WHAT YOU HAVE TO DO:
Using the data below, copy every line that contains the word "image".

AVAILABLE DATA:

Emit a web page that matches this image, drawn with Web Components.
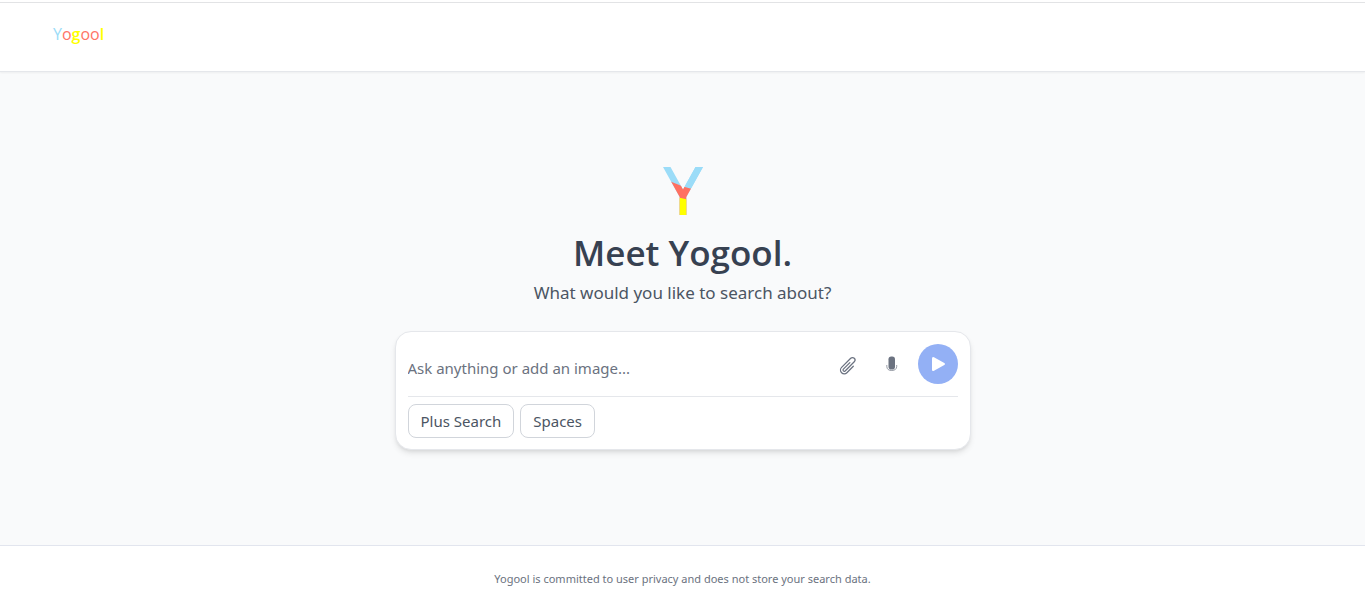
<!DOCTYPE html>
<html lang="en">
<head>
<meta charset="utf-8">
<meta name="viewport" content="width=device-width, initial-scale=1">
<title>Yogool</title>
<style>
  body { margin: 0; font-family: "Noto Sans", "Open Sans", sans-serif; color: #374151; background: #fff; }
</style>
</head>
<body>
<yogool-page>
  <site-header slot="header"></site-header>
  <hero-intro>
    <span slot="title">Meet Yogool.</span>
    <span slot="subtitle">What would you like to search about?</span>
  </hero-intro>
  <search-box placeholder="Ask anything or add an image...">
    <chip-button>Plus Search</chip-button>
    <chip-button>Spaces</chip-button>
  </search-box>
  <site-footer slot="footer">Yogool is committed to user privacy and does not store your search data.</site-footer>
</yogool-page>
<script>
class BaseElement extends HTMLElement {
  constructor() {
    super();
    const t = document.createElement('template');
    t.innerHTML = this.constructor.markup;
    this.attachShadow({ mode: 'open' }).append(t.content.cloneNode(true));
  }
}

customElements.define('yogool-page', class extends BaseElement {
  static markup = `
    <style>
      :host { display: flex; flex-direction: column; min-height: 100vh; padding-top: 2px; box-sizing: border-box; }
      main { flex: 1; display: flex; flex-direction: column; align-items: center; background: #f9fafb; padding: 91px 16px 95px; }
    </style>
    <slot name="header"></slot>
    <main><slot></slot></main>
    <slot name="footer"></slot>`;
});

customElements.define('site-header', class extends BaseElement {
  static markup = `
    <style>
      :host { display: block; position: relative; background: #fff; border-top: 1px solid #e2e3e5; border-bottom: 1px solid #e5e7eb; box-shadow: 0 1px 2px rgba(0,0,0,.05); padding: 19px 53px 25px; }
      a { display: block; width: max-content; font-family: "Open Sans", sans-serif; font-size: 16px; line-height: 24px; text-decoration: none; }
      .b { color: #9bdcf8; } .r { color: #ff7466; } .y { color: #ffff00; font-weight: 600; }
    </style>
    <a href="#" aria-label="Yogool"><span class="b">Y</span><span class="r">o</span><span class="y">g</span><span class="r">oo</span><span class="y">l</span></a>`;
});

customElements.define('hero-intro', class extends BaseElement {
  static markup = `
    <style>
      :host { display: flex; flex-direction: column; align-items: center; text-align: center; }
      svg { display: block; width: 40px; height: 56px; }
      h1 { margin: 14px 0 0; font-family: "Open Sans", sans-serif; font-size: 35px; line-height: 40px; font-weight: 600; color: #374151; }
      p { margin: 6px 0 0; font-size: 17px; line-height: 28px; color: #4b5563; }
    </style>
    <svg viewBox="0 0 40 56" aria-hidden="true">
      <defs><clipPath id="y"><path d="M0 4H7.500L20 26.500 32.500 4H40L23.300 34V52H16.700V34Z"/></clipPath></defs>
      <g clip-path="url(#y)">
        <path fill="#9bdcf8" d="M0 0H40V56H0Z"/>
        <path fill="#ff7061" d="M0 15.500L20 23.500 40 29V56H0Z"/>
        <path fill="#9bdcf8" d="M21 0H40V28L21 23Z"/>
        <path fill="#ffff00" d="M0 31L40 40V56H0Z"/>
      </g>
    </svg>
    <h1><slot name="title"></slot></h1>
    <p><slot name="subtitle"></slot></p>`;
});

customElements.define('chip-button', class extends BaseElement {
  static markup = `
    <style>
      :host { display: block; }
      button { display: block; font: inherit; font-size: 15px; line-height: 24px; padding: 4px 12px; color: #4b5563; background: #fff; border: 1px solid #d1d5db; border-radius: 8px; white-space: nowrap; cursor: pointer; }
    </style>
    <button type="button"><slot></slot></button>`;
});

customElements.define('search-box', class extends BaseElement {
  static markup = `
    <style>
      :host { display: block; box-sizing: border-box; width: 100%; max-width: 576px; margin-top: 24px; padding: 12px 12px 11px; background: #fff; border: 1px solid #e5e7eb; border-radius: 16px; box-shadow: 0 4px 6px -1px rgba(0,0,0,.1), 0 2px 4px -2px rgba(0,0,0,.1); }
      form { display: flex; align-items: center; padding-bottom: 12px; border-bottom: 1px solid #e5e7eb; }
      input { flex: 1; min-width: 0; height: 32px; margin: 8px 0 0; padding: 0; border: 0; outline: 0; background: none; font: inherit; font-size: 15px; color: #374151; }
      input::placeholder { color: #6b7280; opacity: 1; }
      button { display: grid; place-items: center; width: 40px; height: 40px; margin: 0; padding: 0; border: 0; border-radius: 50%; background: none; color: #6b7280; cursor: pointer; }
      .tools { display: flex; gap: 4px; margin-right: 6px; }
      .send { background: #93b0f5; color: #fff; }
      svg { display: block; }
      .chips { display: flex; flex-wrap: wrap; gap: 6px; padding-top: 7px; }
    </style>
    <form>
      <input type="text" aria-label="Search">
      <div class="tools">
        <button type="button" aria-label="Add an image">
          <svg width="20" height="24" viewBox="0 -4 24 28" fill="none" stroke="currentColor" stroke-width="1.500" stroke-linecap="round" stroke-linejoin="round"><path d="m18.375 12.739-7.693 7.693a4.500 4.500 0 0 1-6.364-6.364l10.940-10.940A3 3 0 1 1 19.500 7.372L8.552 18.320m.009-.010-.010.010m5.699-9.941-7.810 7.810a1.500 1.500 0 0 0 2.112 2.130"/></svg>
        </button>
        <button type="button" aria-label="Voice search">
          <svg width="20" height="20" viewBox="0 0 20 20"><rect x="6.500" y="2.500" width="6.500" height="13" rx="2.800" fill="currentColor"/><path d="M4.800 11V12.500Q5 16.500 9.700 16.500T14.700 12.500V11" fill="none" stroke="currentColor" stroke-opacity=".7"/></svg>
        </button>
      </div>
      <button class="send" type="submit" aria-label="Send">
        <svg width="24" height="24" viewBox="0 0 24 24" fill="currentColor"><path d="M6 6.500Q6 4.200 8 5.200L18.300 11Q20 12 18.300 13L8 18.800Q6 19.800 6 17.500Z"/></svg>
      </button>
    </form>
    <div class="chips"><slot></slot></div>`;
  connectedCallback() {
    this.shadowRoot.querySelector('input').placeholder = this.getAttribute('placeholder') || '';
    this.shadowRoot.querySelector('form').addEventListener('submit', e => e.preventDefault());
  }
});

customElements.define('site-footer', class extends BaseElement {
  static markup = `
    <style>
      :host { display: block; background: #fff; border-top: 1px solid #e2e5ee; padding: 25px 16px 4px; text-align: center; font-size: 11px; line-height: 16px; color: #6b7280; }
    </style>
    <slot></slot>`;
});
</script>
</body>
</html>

THE RESULT:
Emit a web page that matches this image, drawn with Web Components.
  <search-box placeholder="Ask anything or add an image...">
        <button type="button" aria-label="Add an image">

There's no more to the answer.